═════ Source material ═════

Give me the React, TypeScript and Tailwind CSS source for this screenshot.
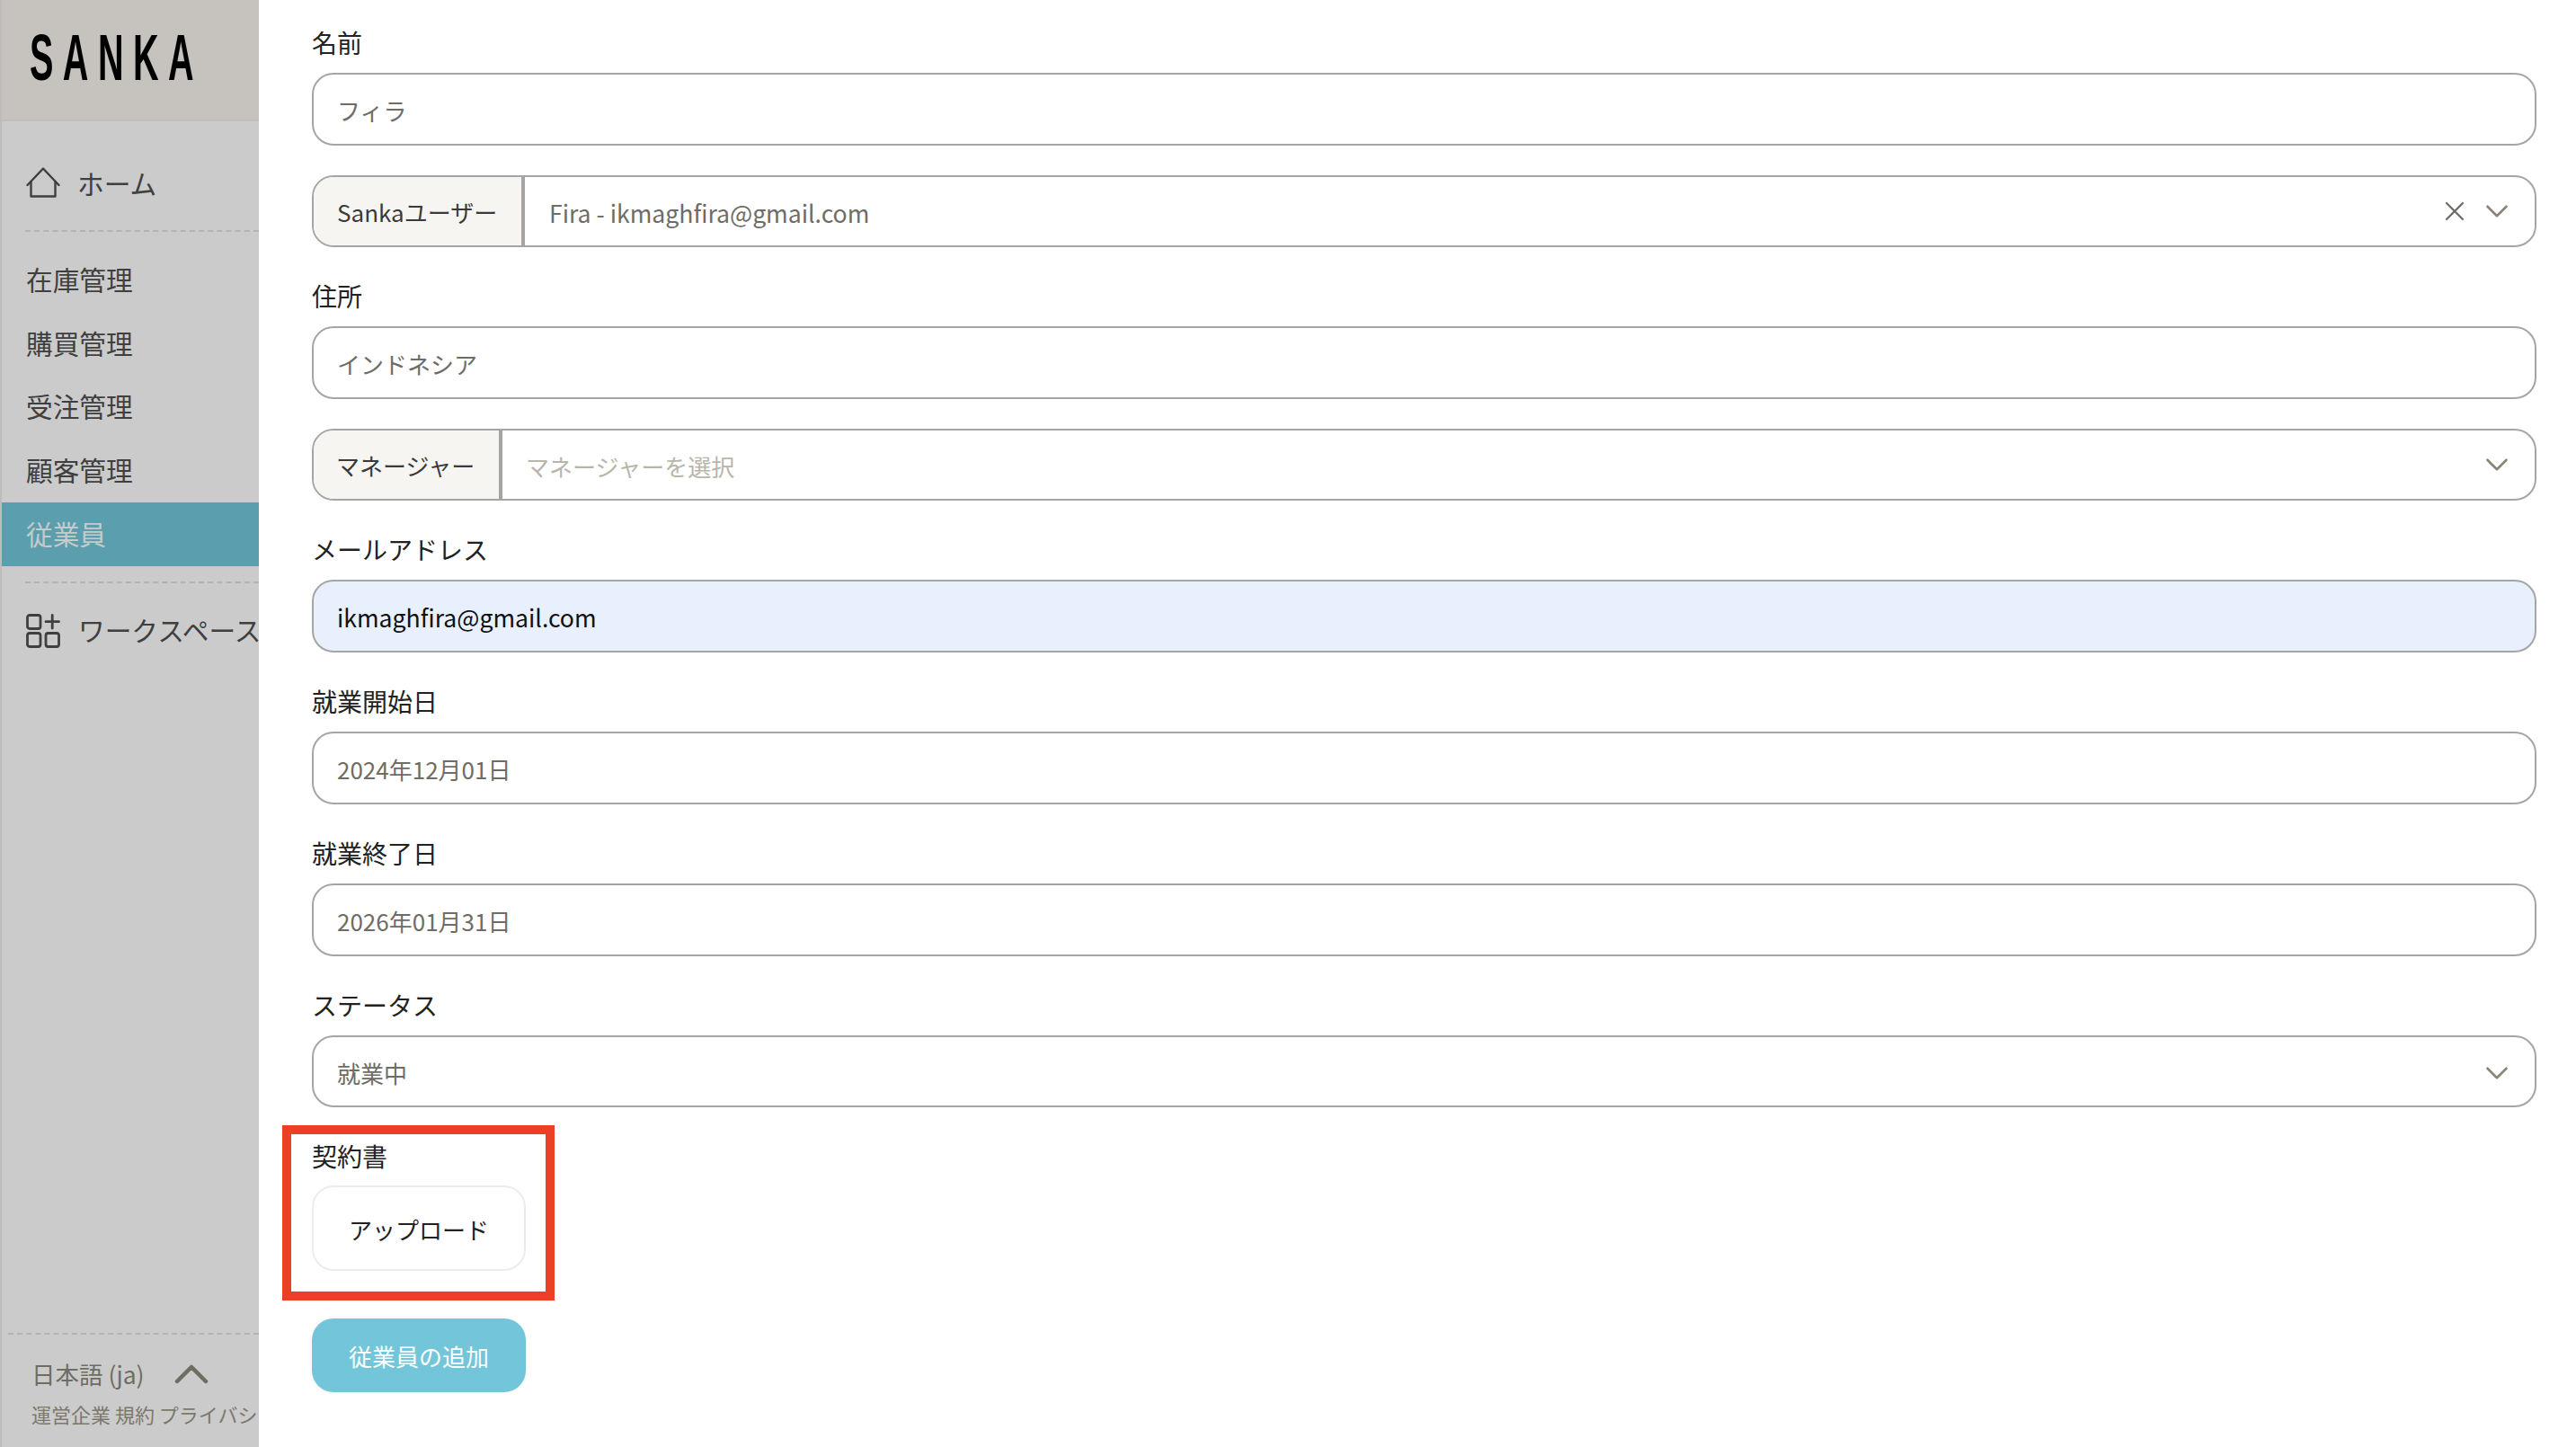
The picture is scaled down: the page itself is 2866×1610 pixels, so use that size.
import React from "react";
import { ChevronDown, X } from "lucide-react";

const font = { fontFamily: '"Noto Sans CJK JP", "Noto Sans", sans-serif' };

const HomeIcon = () => (
  <svg width="38" height="34" viewBox="0 0 38 34" fill="none" stroke="#3f3f3f" strokeWidth="2.4" strokeLinejoin="round" strokeLinecap="round" className="shrink-0 -mt-[2px]">
    <path d="M1.5 20 19 1.5 36.5 20" />
    <path d="M5.5 16V32.5H32.5V16" />
  </svg>
);

const WorkspaceIcon = () => (
  <svg width="38" height="38" viewBox="0 0 38 38" fill="none" stroke="#3f3f3f" strokeWidth="2.8" strokeLinecap="round" className="shrink-0">
    <rect x="1.5" y="1.5" width="14.5" height="15" rx="2.5" />
    <rect x="1.5" y="21.5" width="14.5" height="15" rx="2.5" />
    <rect x="22" y="21.5" width="14.5" height="15" rx="2.5" />
    <path d="M29.2 1.5V16M22 8.7H36.5" />
  </svg>
);

const NavItem = ({ label, active }: { label: string; active?: boolean }) => (
  <div className={`h-[70.5px] pl-[27px] flex items-center text-[29.7px] whitespace-nowrap ${active ? "bg-[#5b9fae] text-[#c3cbcb]" : "pb-px text-[#3f3f3f]"}`}>
    {label}
  </div>
);

const Label = ({ children }: { children: React.ReactNode }) => (
  <div className="h-[40px] mb-[14px] flex items-center text-[28px] text-[#222222]">{children}</div>
);

const TextBox = ({ value, filled }: { value: string; filled?: boolean }) => (
  <div className={`h-[81px] rounded-[24px] border-2 border-[#a5a5a5] flex items-center pl-[26px] pt-[2px] ${filled ? "text-[26.6px] bg-[#e8f0fe] text-[#111111]" : "text-[26px] bg-white text-[#6f6c66]"}`}>
    {value}
  </div>
);

const Chevron = () => <ChevronDown size={42} strokeWidth={1.5} className="text-[#8a8577] shrink-0" />;

const Page = () => (
  <div className="flex w-[2866px] h-[1610px] overflow-hidden bg-white" style={font}>
    <aside className="w-[288px] h-full shrink-0 flex flex-col bg-[#cbcbcb] border-l-2 border-[#bdbdbd] overflow-hidden">
      <div className="h-[135px] shrink-0 bg-[#c6c3be] border-b-2 border-[#bfbfbf] pl-[31px] pb-[6px] flex items-center">
        <span className="inline-block origin-left scale-x-[0.55] text-[72px] leading-none font-bold tracking-[19px] text-black whitespace-nowrap" style={{ fontFamily: '"Liberation Sans", sans-serif' }}>
          SANKA
        </span>
      </div>
      <div className="h-[123px] shrink-0 ml-[26px] pl-px pt-[17px] flex items-center gap-[19px] border-b-2 border-dashed border-[#b3b3b3] text-[29.7px] text-[#3f3f3f]">
        <HomeIcon />
        <span>ホーム</span>
      </div>
      <div className="pt-[19px]">
        <NavItem label="在庫管理" />
        <NavItem label="購買管理" />
        <NavItem label="受注管理" />
        <NavItem label="顧客管理" />
        <NavItem label="従業員" active />
      </div>
      <div className="ml-[26px] mt-[17px] border-t-2 border-dashed border-[#b3b3b3]" />
      <div className="h-[106px] shrink-0 pl-[27px] flex items-center gap-[20px] text-[29.7px] text-[#3f3f3f] whitespace-nowrap">
        <WorkspaceIcon />
        <span>ワークスペース</span>
      </div>
      <div className="mt-auto ml-[7px] border-t-2 border-dashed border-[#b3b3b3] h-[127px] shrink-0 pl-[26px] text-[#6f6c62]">
        <div className="mt-[24px] flex items-center gap-[33px] text-[26.5px] leading-[40px] whitespace-nowrap">
          <span>日本語 (ja)</span>
          <svg width="38" height="22" viewBox="0 0 38 22" fill="none" stroke="#6f6c62" strokeWidth="4.5" strokeLinecap="round" strokeLinejoin="round">
            <path d="M3 19 19 3 35 19" />
          </svg>
        </div>
        <div className="mt-[9px] text-[22px] leading-[30px] text-[#7b786e] whitespace-nowrap">運営企業 規約 プライバシーポリシー</div>
      </div>
    </aside>

    <main className="relative flex-1 pl-[59px] pr-[44px] pt-[27px]">
      <Label>名前</Label>
      <TextBox value="フィラ" />

      <div className="mt-[33px] h-[80px] rounded-[24px] border-2 border-[#a5a5a5] flex items-center overflow-hidden">
        <div className="h-full w-[235px] shrink-0 bg-[#f6f5f2] border-r-[4px] border-[#a5a5a5] pl-[26px] pt-px flex items-center text-[26px] text-[#3a3a3a]">Sankaユーザー</div>
        <div className="flex-1 pl-[27px] pt-[3px] text-[26.6px] text-[#6f6c66]">Fira - ikmaghfira@gmail.com</div>
        <X size={36} strokeWidth={1.5} className="text-[#6f6c66] shrink-0 mr-[-1px]" />
        <div className="mr-[21px] ml-[9px] flex"><Chevron /></div>
      </div>

      <div className="mt-[34px]"><Label>住所</Label></div>
      <TextBox value="インドネシア" />

      <div className="mt-[33px] h-[80px] rounded-[24px] border-2 border-[#a5a5a5] flex items-center overflow-hidden">
        <div className="h-full w-[210px] shrink-0 bg-[#f6f5f2] border-r-[4px] border-[#a5a5a5] pl-[25px] pt-px flex items-center text-[26px] text-[#3a3a3a]">マネージャー</div>
        <div className="flex-1 pl-[26px] pt-[3px] text-[26px] text-[#b8b5ab]">マネージャーを選択</div>
        <div className="mr-[21px] flex"><Chevron /></div>
      </div>

      <div className="mt-[34px]"><Label>メールアドレス</Label></div>
      <TextBox value="ikmaghfira@gmail.com" filled />

      <div className="mt-[34px]"><Label>就業開始日</Label></div>
      <div className="mt-px"><TextBox value="2024年12月01日" /></div>

      <div className="mt-[34px]"><Label>就業終了日</Label></div>
      <div className="mt-px"><TextBox value="2026年01月31日" /></div>

      <div className="mt-[34px]"><Label>ステータス</Label></div>
      <div className="h-[80px] rounded-[24px] border-2 border-[#a5a5a5] flex items-center pl-[26px] pr-[21px] pt-[3px] text-[26px] text-[#6f6c66]">
        <span className="flex-1">就業中</span>
        <Chevron />
      </div>

      <div className="mt-[34px]"><Label>契約書</Label></div>
      <div className="-mt-px w-[238px] h-[95px] rounded-[24px] border-2 border-[#ececec] flex items-center justify-center pt-px text-[26px] text-[#222222]">アップロード</div>

      <div className="mt-[53px] w-[238px] h-[82px] rounded-[24px] bg-[#73c6d9] flex items-center justify-center pt-px text-[26px] text-white">従業員の追加</div>

      {/* annotation box over the upload field */}
      <div className="absolute left-[26px] top-[1252px] w-[303px] h-[195px] border-[10px] border-[#eb4025] pointer-events-none" />
    </main>
  </div>
);

export default function App() {
  return <Page />;
}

═════

From the data above, write out everything exactly except the pictures.

* Worked solution
Give me the React, TypeScript and Tailwind CSS source for this screenshot.
The picture is scaled down: the page itself is 2866×1610 pixels, so use that size.
import React from "react";
import { ChevronDown, X } from "lucide-react";

const font = { fontFamily: '"Noto Sans CJK JP", "Noto Sans", sans-serif' };

const HomeIcon = () => (
  <svg width="38" height="34" viewBox="0 0 38 34" fill="none" stroke="#3f3f3f" strokeWidth="2.4" strokeLinejoin="round" strokeLinecap="round" className="shrink-0 -mt-[2px]">
    <path d="M1.5 20 19 1.5 36.5 20" />
    <path d="M5.5 16V32.5H32.5V16" />
  </svg>
);

const WorkspaceIcon = () => (
  <svg width="38" height="38" viewBox="0 0 38 38" fill="none" stroke="#3f3f3f" strokeWidth="2.8" strokeLinecap="round" className="shrink-0">
    <rect x="1.5" y="1.5" width="14.5" height="15" rx="2.5" />
    <rect x="1.5" y="21.5" width="14.5" height="15" rx="2.5" />
    <rect x="22" y="21.5" width="14.5" height="15" rx="2.5" />
    <path d="M29.2 1.5V16M22 8.7H36.5" />
  </svg>
);

const NavItem = ({ label, active }: { label: string; active?: boolean }) => (
  <div className={`h-[70.5px] pl-[27px] flex items-center text-[29.7px] whitespace-nowrap ${active ? "bg-[#5b9fae] text-[#c3cbcb]" : "pb-px text-[#3f3f3f]"}`}>
    {label}
  </div>
);

const Label = ({ children }: { children: React.ReactNode }) => (
  <div className="h-[40px] mb-[14px] flex items-center text-[28px] text-[#222222]">{children}</div>
);

const TextBox = ({ value, filled }: { value: string; filled?: boolean }) => (
  <div className={`h-[81px] rounded-[24px] border-2 border-[#a5a5a5] flex items-center pl-[26px] pt-[2px] ${filled ? "text-[26.6px] bg-[#e8f0fe] text-[#111111]" : "text-[26px] bg-white text-[#6f6c66]"}`}>
    {value}
  </div>
);

const Chevron = () => <ChevronDown size={42} strokeWidth={1.5} className="text-[#8a8577] shrink-0" />;

const Page = () => (
  <div className="flex w-[2866px] h-[1610px] overflow-hidden bg-white" style={font}>
    <aside className="w-[288px] h-full shrink-0 flex flex-col bg-[#cbcbcb] border-l-2 border-[#bdbdbd] overflow-hidden">
      <div className="h-[135px] shrink-0 bg-[#c6c3be] border-b-2 border-[#bfbfbf] pl-[31px] pb-[6px] flex items-center">
        <span className="inline-block origin-left scale-x-[0.55] text-[72px] leading-none font-bold tracking-[19px] text-black whitespace-nowrap" style={{ fontFamily: '"Liberation Sans", sans-serif' }}>
          SANKA
        </span>
      </div>
      <div className="h-[123px] shrink-0 ml-[26px] pl-px pt-[17px] flex items-center gap-[19px] border-b-2 border-dashed border-[#b3b3b3] text-[29.7px] text-[#3f3f3f]">
        <HomeIcon />
        <span>ホーム</span>
      </div>
      <div className="pt-[19px]">
        <NavItem label="在庫管理" />
        <NavItem label="購買管理" />
        <NavItem label="受注管理" />
        <NavItem label="顧客管理" />
        <NavItem label="従業員" active />
      </div>
      <div className="ml-[26px] mt-[17px] border-t-2 border-dashed border-[#b3b3b3]" />
      <div className="h-[106px] shrink-0 pl-[27px] flex items-center gap-[20px] text-[29.7px] text-[#3f3f3f] whitespace-nowrap">
        <WorkspaceIcon />
        <span>ワークスペース</span>
      </div>
      <div className="mt-auto ml-[7px] border-t-2 border-dashed border-[#b3b3b3] h-[127px] shrink-0 pl-[26px] text-[#6f6c62]">
        <div className="mt-[24px] flex items-center gap-[33px] text-[26.5px] leading-[40px] whitespace-nowrap">
          <span>日本語 (ja)</span>
          <svg width="38" height="22" viewBox="0 0 38 22" fill="none" stroke="#6f6c62" strokeWidth="4.5" strokeLinecap="round" strokeLinejoin="round">
            <path d="M3 19 19 3 35 19" />
          </svg>
        </div>
        <div className="mt-[9px] text-[22px] leading-[30px] text-[#7b786e] whitespace-nowrap">運営企業 規約 プライバシーポリシー</div>
      </div>
    </aside>

    <main className="relative flex-1 pl-[59px] pr-[44px] pt-[27px]">
      <Label>名前</Label>
      <TextBox value="フィラ" />

      <div className="mt-[33px] h-[80px] rounded-[24px] border-2 border-[#a5a5a5] flex items-center overflow-hidden">
        <div className="h-full w-[235px] shrink-0 bg-[#f6f5f2] border-r-[4px] border-[#a5a5a5] pl-[26px] pt-px flex items-center text-[26px] text-[#3a3a3a]">Sankaユーザー</div>
        <div className="flex-1 pl-[27px] pt-[3px] text-[26.6px] text-[#6f6c66]">Fira - ikmaghfira@gmail.com</div>
        <X size={36} strokeWidth={1.5} className="text-[#6f6c66] shrink-0 mr-[-1px]" />
        <div className="mr-[21px] ml-[9px] flex"><Chevron /></div>
      </div>

      <div className="mt-[34px]"><Label>住所</Label></div>
      <TextBox value="インドネシア" />

      <div className="mt-[33px] h-[80px] rounded-[24px] border-2 border-[#a5a5a5] flex items-center overflow-hidden">
        <div className="h-full w-[210px] shrink-0 bg-[#f6f5f2] border-r-[4px] border-[#a5a5a5] pl-[25px] pt-px flex items-center text-[26px] text-[#3a3a3a]">マネージャー</div>
        <div className="flex-1 pl-[26px] pt-[3px] text-[26px] text-[#b8b5ab]">マネージャーを選択</div>
        <div className="mr-[21px] flex"><Chevron /></div>
      </div>

      <div className="mt-[34px]"><Label>メールアドレス</Label></div>
      <TextBox value="ikmaghfira@gmail.com" filled />

      <div className="mt-[34px]"><Label>就業開始日</Label></div>
      <div className="mt-px"><TextBox value="2024年12月01日" /></div>

      <div className="mt-[34px]"><Label>就業終了日</Label></div>
      <div className="mt-px"><TextBox value="2026年01月31日" /></div>

      <div className="mt-[34px]"><Label>ステータス</Label></div>
      <div className="h-[80px] rounded-[24px] border-2 border-[#a5a5a5] flex items-center pl-[26px] pr-[21px] pt-[3px] text-[26px] text-[#6f6c66]">
        <span className="flex-1">就業中</span>
        <Chevron />
      </div>

      <div className="mt-[34px]"><Label>契約書</Label></div>
      <div className="-mt-px w-[238px] h-[95px] rounded-[24px] border-2 border-[#ececec] flex items-center justify-center pt-px text-[26px] text-[#222222]">アップロード</div>

      <div className="mt-[53px] w-[238px] h-[82px] rounded-[24px] bg-[#73c6d9] flex items-center justify-center pt-px text-[26px] text-white">従業員の追加</div>

      {/* annotation box over the upload field */}
      <div className="absolute left-[26px] top-[1252px] w-[303px] h-[195px] border-[10px] border-[#eb4025] pointer-events-none" />
    </main>
  </div>
);

export default function App() {
  return <Page />;
}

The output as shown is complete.